Que le cadavre d’un homme nourrisse des vers, des loups ou des plantes, ce n’est pas, je l’avoue, un dédommagement de la mort de cet homme ; mais si, dans le système de cet univers, il est nécessaire à la conservation du genre humain qu’il y ait une circulation de substance entre les hommes, les animaux, et les végétaux, alors le mal particulier d’un individu contribue au bien général. Je meurs, je suis mangé des vers ; mais mes enfants, mes frères, vivront comme j’ai vécu, et je fais par l’ordre de la nature, et pour tous les hommes, ce que firent volontairement Codrus, Curtius, les Décies, les Philènes, et mille autres pour une petite partie des hommes.
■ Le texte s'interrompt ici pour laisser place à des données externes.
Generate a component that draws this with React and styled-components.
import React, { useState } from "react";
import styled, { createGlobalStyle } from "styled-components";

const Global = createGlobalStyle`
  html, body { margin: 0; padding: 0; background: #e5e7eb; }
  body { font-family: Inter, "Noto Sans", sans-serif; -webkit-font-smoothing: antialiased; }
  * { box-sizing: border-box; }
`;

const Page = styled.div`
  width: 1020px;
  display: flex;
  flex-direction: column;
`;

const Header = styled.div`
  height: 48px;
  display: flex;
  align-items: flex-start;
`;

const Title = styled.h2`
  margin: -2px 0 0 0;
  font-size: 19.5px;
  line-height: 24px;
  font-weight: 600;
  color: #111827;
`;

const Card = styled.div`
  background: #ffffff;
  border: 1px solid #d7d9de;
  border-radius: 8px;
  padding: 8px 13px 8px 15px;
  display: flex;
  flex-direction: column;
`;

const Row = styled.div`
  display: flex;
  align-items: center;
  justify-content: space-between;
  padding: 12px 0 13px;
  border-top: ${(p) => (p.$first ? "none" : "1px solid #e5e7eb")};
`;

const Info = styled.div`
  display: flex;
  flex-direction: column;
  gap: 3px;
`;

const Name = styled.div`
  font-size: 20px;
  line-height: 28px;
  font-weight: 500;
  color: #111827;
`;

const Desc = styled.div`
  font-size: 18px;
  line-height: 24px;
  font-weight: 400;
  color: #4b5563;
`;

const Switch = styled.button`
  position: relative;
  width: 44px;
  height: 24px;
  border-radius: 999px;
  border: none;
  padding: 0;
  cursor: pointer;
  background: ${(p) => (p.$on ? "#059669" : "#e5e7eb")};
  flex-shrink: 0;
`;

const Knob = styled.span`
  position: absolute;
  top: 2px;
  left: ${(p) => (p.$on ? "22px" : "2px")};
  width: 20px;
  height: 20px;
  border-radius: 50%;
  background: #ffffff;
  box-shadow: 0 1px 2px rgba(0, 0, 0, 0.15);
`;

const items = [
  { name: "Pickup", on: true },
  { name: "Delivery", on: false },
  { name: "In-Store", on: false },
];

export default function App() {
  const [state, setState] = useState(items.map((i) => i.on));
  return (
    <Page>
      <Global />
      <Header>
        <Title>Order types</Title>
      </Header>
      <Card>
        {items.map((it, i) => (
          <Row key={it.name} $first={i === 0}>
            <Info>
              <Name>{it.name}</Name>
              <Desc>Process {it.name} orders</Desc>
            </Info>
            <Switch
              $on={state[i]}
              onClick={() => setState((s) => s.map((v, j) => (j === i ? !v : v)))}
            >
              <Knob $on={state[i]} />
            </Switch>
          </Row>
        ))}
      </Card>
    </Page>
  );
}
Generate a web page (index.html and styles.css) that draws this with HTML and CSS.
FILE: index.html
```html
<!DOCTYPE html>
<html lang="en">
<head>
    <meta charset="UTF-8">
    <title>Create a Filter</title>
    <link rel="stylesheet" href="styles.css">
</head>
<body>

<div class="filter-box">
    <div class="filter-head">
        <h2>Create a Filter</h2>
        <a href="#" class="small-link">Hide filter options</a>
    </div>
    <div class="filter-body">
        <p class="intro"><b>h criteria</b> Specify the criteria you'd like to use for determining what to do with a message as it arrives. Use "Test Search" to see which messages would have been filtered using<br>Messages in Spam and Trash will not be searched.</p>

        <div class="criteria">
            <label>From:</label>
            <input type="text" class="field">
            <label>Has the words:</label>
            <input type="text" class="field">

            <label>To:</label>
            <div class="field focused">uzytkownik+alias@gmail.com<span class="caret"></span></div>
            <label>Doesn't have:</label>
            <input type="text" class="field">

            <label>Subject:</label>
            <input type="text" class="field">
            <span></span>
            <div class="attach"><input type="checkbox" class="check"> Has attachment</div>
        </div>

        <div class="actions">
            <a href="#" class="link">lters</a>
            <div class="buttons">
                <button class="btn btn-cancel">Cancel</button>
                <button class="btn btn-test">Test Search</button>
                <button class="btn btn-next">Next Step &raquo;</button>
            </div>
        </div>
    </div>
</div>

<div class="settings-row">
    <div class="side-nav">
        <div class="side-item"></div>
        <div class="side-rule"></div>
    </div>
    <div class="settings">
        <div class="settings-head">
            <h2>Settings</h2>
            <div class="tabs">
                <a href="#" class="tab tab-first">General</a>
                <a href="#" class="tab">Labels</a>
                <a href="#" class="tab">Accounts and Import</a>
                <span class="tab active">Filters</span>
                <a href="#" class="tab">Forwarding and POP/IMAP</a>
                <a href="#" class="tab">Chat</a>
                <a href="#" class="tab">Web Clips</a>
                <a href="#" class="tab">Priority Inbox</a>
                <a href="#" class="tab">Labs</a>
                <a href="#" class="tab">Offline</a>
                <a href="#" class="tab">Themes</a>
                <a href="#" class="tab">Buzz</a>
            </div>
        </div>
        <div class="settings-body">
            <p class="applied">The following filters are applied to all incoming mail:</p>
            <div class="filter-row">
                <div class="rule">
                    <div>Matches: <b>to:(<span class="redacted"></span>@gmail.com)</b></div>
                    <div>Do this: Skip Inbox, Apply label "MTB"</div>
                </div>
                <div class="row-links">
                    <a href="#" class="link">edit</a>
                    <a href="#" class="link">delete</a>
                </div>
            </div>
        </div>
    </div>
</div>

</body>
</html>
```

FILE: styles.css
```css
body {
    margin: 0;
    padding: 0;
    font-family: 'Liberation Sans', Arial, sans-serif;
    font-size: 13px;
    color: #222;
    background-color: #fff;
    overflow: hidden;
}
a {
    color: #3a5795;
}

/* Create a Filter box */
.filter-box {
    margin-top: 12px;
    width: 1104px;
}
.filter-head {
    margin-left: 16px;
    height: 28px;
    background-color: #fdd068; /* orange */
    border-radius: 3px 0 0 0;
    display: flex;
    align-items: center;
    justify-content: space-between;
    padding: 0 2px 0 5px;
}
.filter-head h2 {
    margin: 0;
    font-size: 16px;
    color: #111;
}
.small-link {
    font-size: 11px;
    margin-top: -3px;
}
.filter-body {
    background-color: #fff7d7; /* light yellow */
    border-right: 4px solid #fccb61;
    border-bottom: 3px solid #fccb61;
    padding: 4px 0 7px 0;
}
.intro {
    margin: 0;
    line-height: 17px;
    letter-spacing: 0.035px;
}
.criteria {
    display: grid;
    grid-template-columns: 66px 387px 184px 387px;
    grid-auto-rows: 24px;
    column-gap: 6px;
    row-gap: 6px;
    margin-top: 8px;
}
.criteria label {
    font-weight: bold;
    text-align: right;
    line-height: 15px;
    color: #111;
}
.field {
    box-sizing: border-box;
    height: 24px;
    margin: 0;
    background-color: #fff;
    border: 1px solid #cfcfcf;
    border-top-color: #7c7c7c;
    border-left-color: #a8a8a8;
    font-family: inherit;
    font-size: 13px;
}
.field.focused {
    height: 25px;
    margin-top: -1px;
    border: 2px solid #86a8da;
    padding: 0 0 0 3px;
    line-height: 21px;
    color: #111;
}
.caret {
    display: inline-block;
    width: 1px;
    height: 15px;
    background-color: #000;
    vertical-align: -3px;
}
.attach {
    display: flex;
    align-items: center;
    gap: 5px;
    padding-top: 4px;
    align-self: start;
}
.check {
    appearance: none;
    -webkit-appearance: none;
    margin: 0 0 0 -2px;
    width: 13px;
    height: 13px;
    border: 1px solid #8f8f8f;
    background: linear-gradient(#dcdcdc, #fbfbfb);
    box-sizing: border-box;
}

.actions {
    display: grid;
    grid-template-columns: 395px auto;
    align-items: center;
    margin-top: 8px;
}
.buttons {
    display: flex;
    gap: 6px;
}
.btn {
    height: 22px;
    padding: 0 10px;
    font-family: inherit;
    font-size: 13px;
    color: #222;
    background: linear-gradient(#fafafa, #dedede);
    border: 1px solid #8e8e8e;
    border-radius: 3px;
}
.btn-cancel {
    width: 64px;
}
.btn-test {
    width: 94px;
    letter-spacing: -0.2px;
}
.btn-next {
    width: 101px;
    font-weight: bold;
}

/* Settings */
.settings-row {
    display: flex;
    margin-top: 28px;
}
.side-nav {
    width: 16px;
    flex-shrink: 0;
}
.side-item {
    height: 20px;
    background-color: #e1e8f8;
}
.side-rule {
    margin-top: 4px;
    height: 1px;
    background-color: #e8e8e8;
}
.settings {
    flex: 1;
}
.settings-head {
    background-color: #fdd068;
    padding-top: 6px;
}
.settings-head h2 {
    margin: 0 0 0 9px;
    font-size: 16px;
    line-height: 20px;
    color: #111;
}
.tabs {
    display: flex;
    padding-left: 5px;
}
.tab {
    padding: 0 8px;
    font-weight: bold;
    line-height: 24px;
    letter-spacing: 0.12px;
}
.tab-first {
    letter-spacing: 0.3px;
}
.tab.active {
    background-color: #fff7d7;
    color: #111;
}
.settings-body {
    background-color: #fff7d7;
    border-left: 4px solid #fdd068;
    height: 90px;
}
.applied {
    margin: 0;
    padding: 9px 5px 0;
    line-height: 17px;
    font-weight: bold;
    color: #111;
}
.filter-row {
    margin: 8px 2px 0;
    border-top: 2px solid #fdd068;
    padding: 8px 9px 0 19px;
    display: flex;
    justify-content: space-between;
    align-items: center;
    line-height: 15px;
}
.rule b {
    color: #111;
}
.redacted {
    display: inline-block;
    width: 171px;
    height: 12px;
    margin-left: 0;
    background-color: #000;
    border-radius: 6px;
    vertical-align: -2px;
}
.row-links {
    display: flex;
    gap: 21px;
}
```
Pour revenir, monsieur, au système que vous attaquez, je crois qu’on ne peut l’examiner convenablement sans distinguer avec soin le mal particulier, dont aucun philosophe n’a jamais nié l’existence, du mal général, que nie l’optimiste. Il n’est pas question de savoir si chacun de nous souffre ou non ; mais s’il était bon que l’univers fût, et si nos maux étaient inévitables dans la constitution de l’univers. Ainsi l’addition d’un article rendrait, ce semble, la proposition plus exacte ; et au lieu de Tout est bien, il vaudrait peut-être mieux dire : Le tout est bien, ou Tout est bien pour le tout ; alors il est très-évident qu’aucun homme ne saurait donner de preuves directes ni pour ni contre, car ces preuves dépendent d’une connaissance parfaite de la constitution du monde et du but de son auteur, et cette connaissance est incontestablement au-dessus de l’intelligence humaine : les vrais principes de l’optimisme ne peuvent se tirer ni des propriétés de la matière, ni de la mécanique de l’univers, mais seulement par induction des perfections de Dieu, qui préside à tout : de sorte qu’on ne prouve pas l’existence de Dieu par le système de Pope, mais le système de Pope par l’existence de Dieu ; et c’est, sans contredit, de la question de la providence qu’est dérivée celle de l’origine du mal. Que si ces deux questions n’ont pas été mieux traitées l’une que l’autre, c’est qu’on a toujours si mal raisonné sur la providence que ce qu’on en a dit d’absurde a fort embrouillé tous les corollaires qu’on pouvait tirer de ce grand et consolant dogme.

Les premiers qui ont gâté la cause de Dieu sont les prêtres et les dévots, qui ne souffrent pas que rien se fasse selon l’ordre établi, mais font toujours intervenir la justice divine à des événements purement naturels, et, pour être sûrs de leur fait, punissent et châtient les méchants, éprouvent ou récompensent les bons indifféremment avec des biens ou des maux, selon l’événement. Je ne sais, pour moi, si c’est une bonne théologie ; mais je trouve que c’est une mauvaise manière de raisonner, de fonder indifféremment sur le pour et le contre les preuves de la providence, et de lui attribuer sans choix tout ce qui se ferait également sans elle.